The Browser Company - jbegley
https://thebrowser.company
======
vikramkr
So they're a group of people that say they want to build a browser, and that's
it? What's the thesis behind what's broken in browser design and how they're
going to reimagine that, and where's a version one MVP to play around with? A
list of people with fancy qualifications looking to hire people does not seem
to be the foundation required to build a competitive new browser. Why do they
have business development people and a plan to have a team of 10 people and a
hacker news posting before they have a browser? This is a bunch of marketing
fluff. Very slick marketing fluff, but still just fluff.

------
olcor
A few fundamental issues:

> the browser largely still does what it did twenty-five years ago

Maybe that's by design? The browser (at least major ones) can be easily
extended the way the user wants; if they want something which helps them not
get distracted, there's an extension for that (like the one which blocked the
FB newsfeed). There are other extensions to remember URLs, and search is
better than ever if you are opting to save your browser history.

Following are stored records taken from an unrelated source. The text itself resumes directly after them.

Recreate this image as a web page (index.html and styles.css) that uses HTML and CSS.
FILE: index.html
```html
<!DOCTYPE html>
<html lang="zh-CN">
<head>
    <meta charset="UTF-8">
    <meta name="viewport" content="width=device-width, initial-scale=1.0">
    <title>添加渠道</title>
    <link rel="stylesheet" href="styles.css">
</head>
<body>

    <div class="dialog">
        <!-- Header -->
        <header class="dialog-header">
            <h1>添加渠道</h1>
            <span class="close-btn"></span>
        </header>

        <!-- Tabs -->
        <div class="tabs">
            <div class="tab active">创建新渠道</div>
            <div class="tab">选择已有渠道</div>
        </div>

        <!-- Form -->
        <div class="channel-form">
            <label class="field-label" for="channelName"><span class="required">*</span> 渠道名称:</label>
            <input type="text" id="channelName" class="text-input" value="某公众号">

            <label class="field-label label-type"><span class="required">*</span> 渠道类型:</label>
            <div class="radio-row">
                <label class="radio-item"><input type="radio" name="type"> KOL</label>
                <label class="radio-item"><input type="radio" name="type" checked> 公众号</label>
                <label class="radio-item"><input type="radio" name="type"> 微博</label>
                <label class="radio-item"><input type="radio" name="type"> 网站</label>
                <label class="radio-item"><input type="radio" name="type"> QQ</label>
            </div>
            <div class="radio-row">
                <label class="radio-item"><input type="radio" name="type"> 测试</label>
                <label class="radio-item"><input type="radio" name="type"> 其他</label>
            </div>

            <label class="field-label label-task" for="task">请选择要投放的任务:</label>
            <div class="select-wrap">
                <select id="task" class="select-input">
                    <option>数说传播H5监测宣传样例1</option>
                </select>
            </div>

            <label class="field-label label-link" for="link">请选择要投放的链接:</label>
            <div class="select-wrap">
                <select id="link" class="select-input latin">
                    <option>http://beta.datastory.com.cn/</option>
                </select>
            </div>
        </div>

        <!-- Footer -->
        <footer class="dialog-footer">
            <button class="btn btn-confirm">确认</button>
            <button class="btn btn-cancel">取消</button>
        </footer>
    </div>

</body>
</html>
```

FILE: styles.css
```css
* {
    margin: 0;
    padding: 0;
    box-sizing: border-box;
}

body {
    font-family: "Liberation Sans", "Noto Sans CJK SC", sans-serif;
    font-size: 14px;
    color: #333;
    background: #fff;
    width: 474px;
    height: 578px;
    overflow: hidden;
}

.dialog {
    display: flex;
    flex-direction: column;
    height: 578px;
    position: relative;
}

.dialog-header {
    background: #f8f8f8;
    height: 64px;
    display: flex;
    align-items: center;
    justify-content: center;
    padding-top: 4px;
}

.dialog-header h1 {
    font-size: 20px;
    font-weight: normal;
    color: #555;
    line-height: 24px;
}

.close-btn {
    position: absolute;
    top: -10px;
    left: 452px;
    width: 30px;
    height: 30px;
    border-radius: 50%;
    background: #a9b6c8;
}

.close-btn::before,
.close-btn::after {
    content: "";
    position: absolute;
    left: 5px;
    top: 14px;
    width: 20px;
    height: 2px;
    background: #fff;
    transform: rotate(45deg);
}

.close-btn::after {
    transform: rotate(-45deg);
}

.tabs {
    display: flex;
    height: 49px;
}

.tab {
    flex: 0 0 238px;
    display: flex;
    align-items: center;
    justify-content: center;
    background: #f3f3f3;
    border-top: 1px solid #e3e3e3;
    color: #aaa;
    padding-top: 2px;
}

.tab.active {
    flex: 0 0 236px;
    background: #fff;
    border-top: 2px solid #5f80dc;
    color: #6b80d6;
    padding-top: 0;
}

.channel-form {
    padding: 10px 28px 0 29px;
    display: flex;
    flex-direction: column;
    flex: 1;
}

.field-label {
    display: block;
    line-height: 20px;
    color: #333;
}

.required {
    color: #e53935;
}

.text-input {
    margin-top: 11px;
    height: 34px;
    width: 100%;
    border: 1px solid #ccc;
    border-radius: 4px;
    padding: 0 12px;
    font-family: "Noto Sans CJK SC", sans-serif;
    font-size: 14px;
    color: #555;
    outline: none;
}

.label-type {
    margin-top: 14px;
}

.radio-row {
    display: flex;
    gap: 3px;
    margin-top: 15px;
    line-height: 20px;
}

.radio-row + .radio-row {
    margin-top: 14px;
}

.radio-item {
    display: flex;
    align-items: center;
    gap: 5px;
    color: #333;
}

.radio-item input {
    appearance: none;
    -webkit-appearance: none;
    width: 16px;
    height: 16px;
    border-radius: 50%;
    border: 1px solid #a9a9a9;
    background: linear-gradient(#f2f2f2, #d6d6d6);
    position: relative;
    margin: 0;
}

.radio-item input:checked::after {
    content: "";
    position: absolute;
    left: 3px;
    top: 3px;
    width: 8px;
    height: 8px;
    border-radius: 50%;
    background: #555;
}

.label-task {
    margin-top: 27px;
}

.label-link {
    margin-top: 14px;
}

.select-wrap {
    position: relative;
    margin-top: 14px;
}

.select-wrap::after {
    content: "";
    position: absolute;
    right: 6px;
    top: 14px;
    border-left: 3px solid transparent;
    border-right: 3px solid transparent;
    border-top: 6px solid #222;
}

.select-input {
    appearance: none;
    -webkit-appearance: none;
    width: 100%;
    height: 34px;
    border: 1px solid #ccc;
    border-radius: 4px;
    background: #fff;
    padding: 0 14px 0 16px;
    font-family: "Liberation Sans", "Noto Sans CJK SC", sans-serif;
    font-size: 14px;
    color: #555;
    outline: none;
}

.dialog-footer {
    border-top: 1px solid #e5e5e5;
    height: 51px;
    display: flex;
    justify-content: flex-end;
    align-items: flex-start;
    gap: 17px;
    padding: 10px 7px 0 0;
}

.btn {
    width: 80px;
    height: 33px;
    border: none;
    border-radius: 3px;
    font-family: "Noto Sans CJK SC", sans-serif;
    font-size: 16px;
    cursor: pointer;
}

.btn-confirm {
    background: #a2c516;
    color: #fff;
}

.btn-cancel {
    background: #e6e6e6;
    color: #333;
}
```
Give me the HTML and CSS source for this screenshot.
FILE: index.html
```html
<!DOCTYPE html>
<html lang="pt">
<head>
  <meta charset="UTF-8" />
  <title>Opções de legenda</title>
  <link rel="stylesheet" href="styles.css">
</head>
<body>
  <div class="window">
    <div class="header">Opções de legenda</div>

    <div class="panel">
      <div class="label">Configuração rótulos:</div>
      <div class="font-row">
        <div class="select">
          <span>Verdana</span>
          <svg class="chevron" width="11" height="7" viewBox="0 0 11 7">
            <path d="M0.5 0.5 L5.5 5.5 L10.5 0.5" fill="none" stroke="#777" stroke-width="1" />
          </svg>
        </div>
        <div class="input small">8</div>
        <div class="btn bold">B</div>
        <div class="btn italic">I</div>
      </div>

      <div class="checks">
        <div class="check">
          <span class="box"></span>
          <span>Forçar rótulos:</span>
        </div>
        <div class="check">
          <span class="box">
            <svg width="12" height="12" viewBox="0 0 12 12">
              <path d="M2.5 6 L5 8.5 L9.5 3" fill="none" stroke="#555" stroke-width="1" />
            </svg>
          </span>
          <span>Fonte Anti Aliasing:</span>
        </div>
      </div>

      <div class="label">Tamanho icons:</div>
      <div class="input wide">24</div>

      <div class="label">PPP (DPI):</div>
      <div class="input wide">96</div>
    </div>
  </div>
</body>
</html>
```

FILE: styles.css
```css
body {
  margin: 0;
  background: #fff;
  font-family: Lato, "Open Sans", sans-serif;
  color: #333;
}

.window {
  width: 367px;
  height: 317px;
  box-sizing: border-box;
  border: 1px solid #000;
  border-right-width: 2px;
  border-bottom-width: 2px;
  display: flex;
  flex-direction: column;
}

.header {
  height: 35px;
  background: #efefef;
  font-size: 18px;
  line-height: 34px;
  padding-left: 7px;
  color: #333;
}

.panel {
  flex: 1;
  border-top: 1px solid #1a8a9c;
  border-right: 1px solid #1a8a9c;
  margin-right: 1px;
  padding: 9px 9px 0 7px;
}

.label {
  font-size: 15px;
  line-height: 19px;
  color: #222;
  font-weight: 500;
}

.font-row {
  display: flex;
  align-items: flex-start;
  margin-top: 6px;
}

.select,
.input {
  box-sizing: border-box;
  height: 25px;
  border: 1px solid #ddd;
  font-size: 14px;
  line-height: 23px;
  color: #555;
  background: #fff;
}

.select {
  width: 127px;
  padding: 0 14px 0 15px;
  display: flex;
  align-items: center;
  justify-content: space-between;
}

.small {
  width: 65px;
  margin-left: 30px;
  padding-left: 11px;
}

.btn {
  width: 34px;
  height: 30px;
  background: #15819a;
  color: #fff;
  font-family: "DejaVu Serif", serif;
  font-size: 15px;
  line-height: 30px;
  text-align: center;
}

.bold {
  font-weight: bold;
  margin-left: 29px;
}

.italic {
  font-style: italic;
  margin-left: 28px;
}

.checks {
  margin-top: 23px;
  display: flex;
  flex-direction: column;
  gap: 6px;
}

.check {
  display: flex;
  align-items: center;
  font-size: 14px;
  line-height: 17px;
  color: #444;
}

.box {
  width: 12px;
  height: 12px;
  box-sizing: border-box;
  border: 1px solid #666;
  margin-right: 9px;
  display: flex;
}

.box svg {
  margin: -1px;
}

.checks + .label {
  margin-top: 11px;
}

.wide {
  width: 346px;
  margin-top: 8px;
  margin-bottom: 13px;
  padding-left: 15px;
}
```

Also, if you say you're fundamentally changing the browser, at least mention
how? What are your core ideas of the redesign, apart from a few random and
vague use cases? Without that, the site is just a pretty placeholder.

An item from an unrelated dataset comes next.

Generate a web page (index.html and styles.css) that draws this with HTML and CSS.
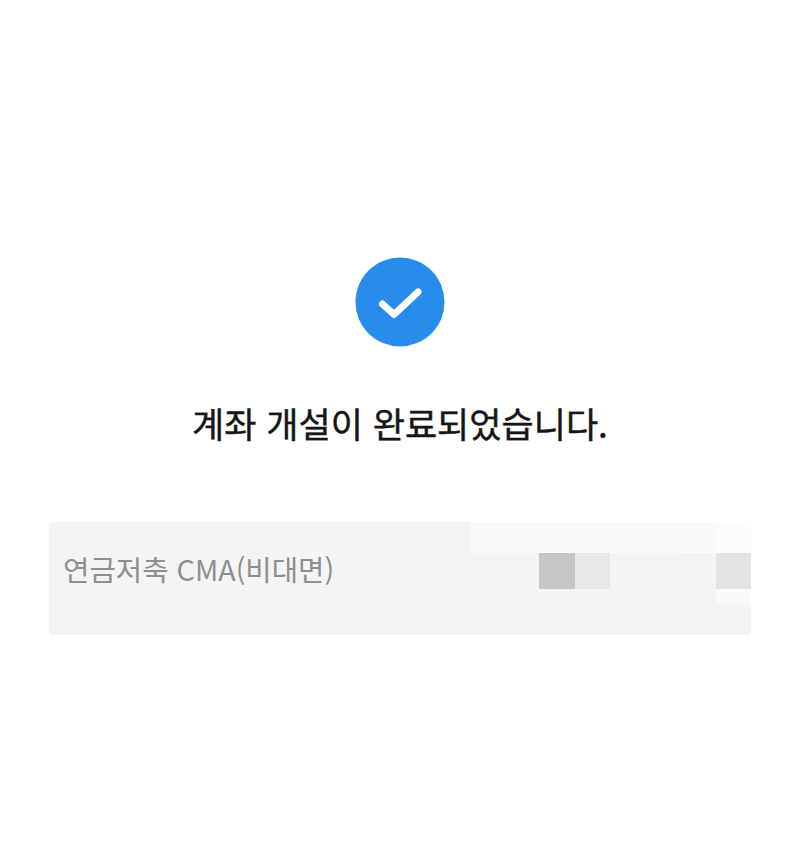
FILE: index.html
```html
<!DOCTYPE html>
<html lang="ko">
<head>
<meta charset="utf-8">
<title>계좌 개설 완료</title>
<link rel="stylesheet" href="styles.css">
</head>
<body>
<main class="page">
  <svg class="check" viewBox="0 0 90 90" width="90" height="90" aria-hidden="true">
    <circle cx="45" cy="45" r="44.5" fill="#278ceb"/>
    <path d="M27.5 47 L39 57.5 L63 35" fill="none" stroke="#fff" stroke-width="7" stroke-linecap="round" stroke-linejoin="round"/>
  </svg>
  <h1 class="title">계좌 개설이 완료되었습니다.</h1>
  <section class="card">
    <p class="account">연금저축 CMA(비대면)</p>
    <div class="mosaic" aria-hidden="true">
      <span class="m m-top"></span>
      <span class="m m-corner"></span>
      <span class="m m-dark"></span>
      <span class="m m-mid"></span>
      <span class="m m-faint"></span>
      <span class="m m-right"></span>
      <span class="m m-low"></span>
    </div>
  </section>
</main>
</body>
</html>
```
FILE: styles.css
```css
html, body { margin: 0; padding: 0; background: #fff; }
body { font-family: "Noto Sans CJK KR", "Noto Sans", sans-serif; }
.page { display: flex; flex-direction: column; align-items: center; padding-top: 257px; height: 600px; }
.check { display: block; }
.title { margin: 52px 0 0; font-size: 35px; font-weight: 400; line-height: 48px; color: #161616; letter-spacing: 0; -webkit-text-stroke: 0.45px #161616; }
.card { position: relative; box-sizing: border-box; align-self: stretch; margin: 75px 49px 0; height: 113px; padding: 25px 14px 23px; background: #f4f4f4; border-radius: 4px; overflow: hidden; }
.account { margin: 0; font-size: 28.7px; font-weight: 400; line-height: 44px; color: #8f8f8f; }
.mosaic { position: absolute; inset: 0; }
.m { position: absolute; display: block; }
.m-top { left: 421px; top: 0; width: 246px; height: 31px; background: #fafafa; }
.m-corner { left: 667px; top: 0; width: 35px; height: 31px; background: #fcfcfc; }
.m-dark { left: 490px; top: 31px; width: 36px; height: 36px; background: #c6c6c6; }
.m-mid { left: 526px; top: 31px; width: 35px; height: 36px; background: #e8e8e8; }
.m-faint { left: 631px; top: 31px; width: 36px; height: 36px; background: #f3f3f3; }
.m-right { left: 667px; top: 31px; width: 35px; height: 36px; background: #e3e3e3; }
.m-low { left: 667px; top: 67px; width: 35px; height: 16px; background: #fafafa; }
```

> The five of us learned a lot from working at a handful of startups, as well
> as Snap, Instagram, Facebook, Amazon, and the Obama White House

and

> Beyond our team, we’re lucky to be supported by our family and friends, as
> well as investors who played a role in some of our favorite software
> companies over the years (Airtable, DuckDuckGo, Github, Instagram, Slack,
> Stripe)

The experience you mention is _definitely_ not the same I would trust in
building a new brower, except perhaps DDG. The last thing I want is people
from FB/Amazon/Snap telling my how my browser should behave.